As an institution, then, as historian Jerome Ch’en said in the 1950s, it is like a ‘state within a state.’ With 96 million members today, its population places it as the sixteenth largest in the world between Vietnam and the Democratic Republic of the Congo. Pertinently, the People’s Liberation Army is the armed wing of the CPC, not the State. The CPC is the only institution that extends itself across the whole country, and down to the most local levels of governance. The State Constitution provides for five levels of administration

from the centre down to townships. It is the Party and its Committees that effectively run rural China at the village level. Notably, one in every 15 people in China today is a member of the CPC. There are almost five million local- level party organisations, also known as party cells, pervading every aspect of Chinese society, from villages, schools and neighbourhoods to private companies and institutes. This means that the CPC is literally everywhere in China.
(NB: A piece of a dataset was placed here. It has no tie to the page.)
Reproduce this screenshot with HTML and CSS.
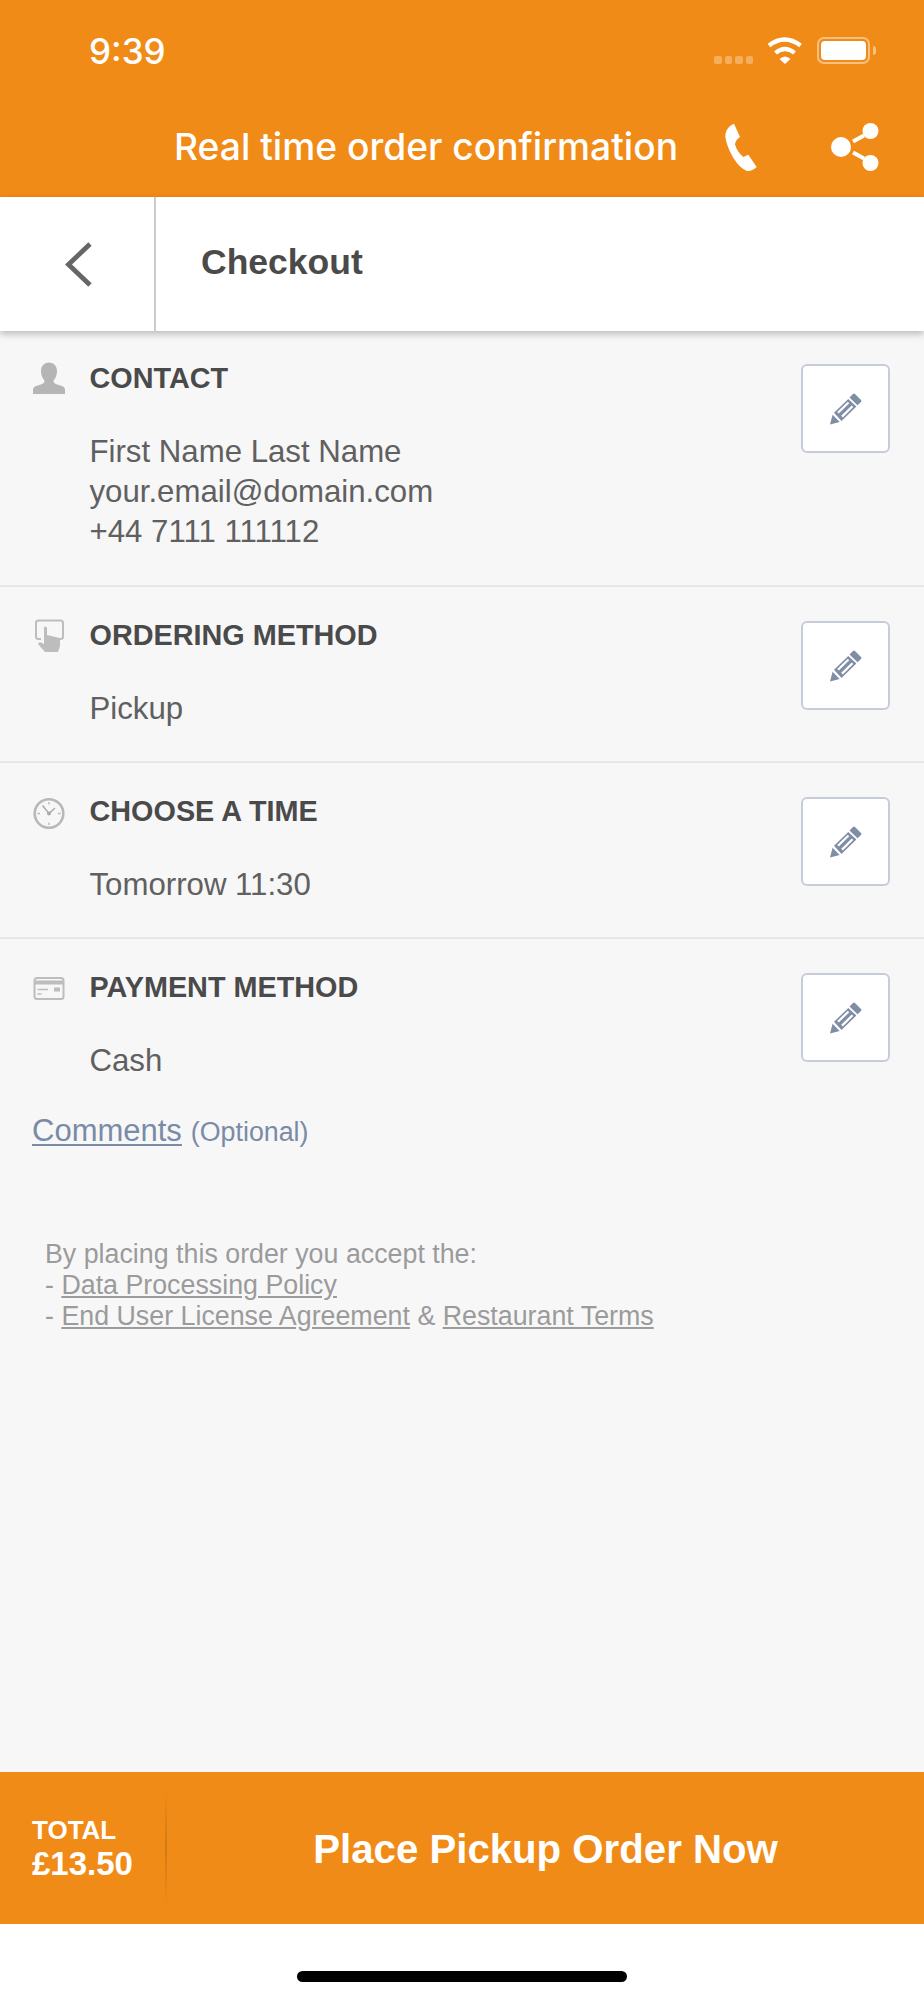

It thus offers employment and gives the Party leadership the wherewithal to control the country.

Membership of the CPC constitutes a significant proportion of China’s total population. The rank and file of the Party are ordinary citizens of China, of which only 6.5 million members are skilled workers. Around 26 million members are farmers, ranchers, and fishermen, and over 15 million members are retirees. Anyone familiar with the CPC and China’s political economy would know that most people in China, whether in government service or in the private sector, are members of the Party. It is not just the ordinary citizen but wellknown business leaders like Lenovo founder Liu Chuanzhi, China Evergrande’s Xu Jiayin and Jack Ma Yun, founder of e-commerce giant and the South China Morning Post’s parent company Alibaba Group Holding who are Party members. Ren Zhengfei, founder of the Shenzhen-based telecoms equipment provider Huawei Technologies Co., is also a party member, who once served in the People’s Liberation Army.

Among CPC members, there is an issue of “dual” loyalty, loyalty to the Party and loyalty to President Xi himself; the two do not always overlap. President Xi knows that the principle of “privilege-for-loyalty” has worked ever since the early days of the CPC. He is also aware that while this strategy is effective, it has also bred corruption within the Party. In a sense, Xi’s anti-corruption campaign has hinged on rooting out corruption, while signalling the need to pledge loyalty to Xi personally. At the end of the day, President Xi is more concerned about the party’s loyalty to him. That is why Party members have been asked to pledge personal loyalty to him, reminiscent of Mao’s Cultural Revolution. Recently, researchers at China’s Comprehensive National Science Center claimed to have developed “mind-reading” artificial intelligence capable of measuring citizens’ loyalty to the CPC. The results can then be used to “further solidify” their obedience to the party. There is no doubt the CPC will exploit this technology to purge dissent within the party. Under President Xi, China has become almost indistinguishable from the mass surveillance state depicted in George Orwell’s dystopian classic, “1984.”

The extent of the CPC’s institutional reach within China, and the extraordinary encompassing of almost all political and public life as well as business enterprise by the Xi model means that Jerome Ch’en’s notion of ‘a state within a state’ is perhaps too modest. That is why Kerry Brown asserts (1 July 2021, Engelsberg Ideas) that the CPC, in fact, looks more like a world within a world. Despite the scale of its operations, the CPC remains a dark void for most observers and understanding its inner workings is a challenge. This has become even more so today under President Xi. Merely seeing the CPC as a self-serving, self-promoting enterprise under Xi, cannot convey the deep imprint the Party has left on China. This is the crucial lesson to be learnt from new statistics about the increase in the Party’s membership.